Any and all opinions or input welcomed and appreciated


----------



## Prinella (Jul 12, 2011)

It sounds like it would. Crops actually aren't painful most of the time unless you really swing hard. 

Sounds like there are some respect issues there that a crop might fix!


----------



## Skyseternalangel (Jul 23, 2011)

The first two, yes to back up your leg. One good whack along with your leg aid may put a stop to this, not just using it alone. Make sure when you do whack, you are ready for the reaction and don't lean on or pull him back on the reins. That will undo what you taught him.
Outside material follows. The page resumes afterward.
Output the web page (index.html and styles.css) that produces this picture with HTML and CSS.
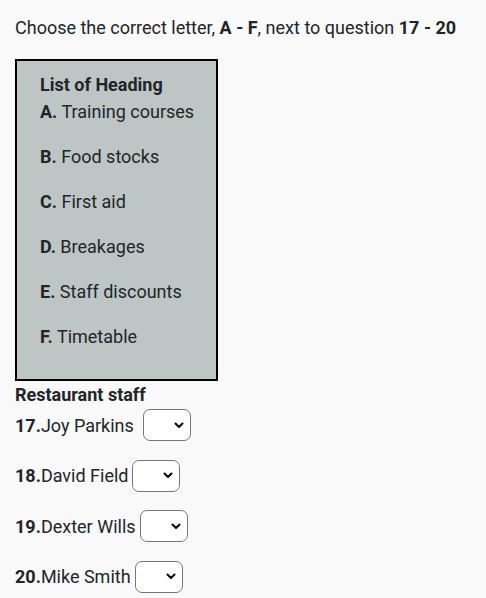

As for the transitions.. no. That sounds more like he's unbalanced. Lots of transitions down and up will fix that as will time. Horses build muscle memory as we do. Then if he isn't listening to your leg, you can give him a tap on his rump along with your leg aids, but honestly it sounds as though he's dull to your leg, and needs time ridden correctly to improve.

Also lunging trot to canter, canter to trot on the ground will help him get the transition down better. I always slow my horse down, halt halt to balance, and cue for the canter. I refuse to let him do the "tranter" so I slow him down, get him balanced and ask again. Ask him coming out of a corner. Large curves are easier for a horse than straight lines.

As for the jumping, consult an instructor.


----------



## equiniphile (Aug 16, 2009)

As long as you don't become completely reliant on the crop, it can definitely be beneficial. Ask for the upward transition with your leg, and if it's ignored or he doesn't respond quickly enough, re-enforce it with a crop.

I carry a crop with me when I'm competing my TB over fences (eventing and jumpers, not for hunters) or schooling new XC obstacles. I never use one in jumping lessons.


----------



## SilentPromises (Jun 18, 2012)

Thanks!!


----------



## bsms (Dec 31, 2010)

I have half of some 8' split reins draped around my saddle horn. If my mare is afraid of something ahead, I work with her on her fear. But if she just doesn't feel like going further, and she starts backing up...then a quick pop on her butt beats her backing rear first into some cholla cactus...


----------



## SilentPromises (Jun 18, 2012)

bsms said:


> I have half of some 8' split reins draped around my saddle horn. If my mare is afraid of something ahead, I work with her on her fear. But if she just doesn't feel like going further, and she starts backing up...then a quick pop on her butt beats her backing rear first into some cholla cactus...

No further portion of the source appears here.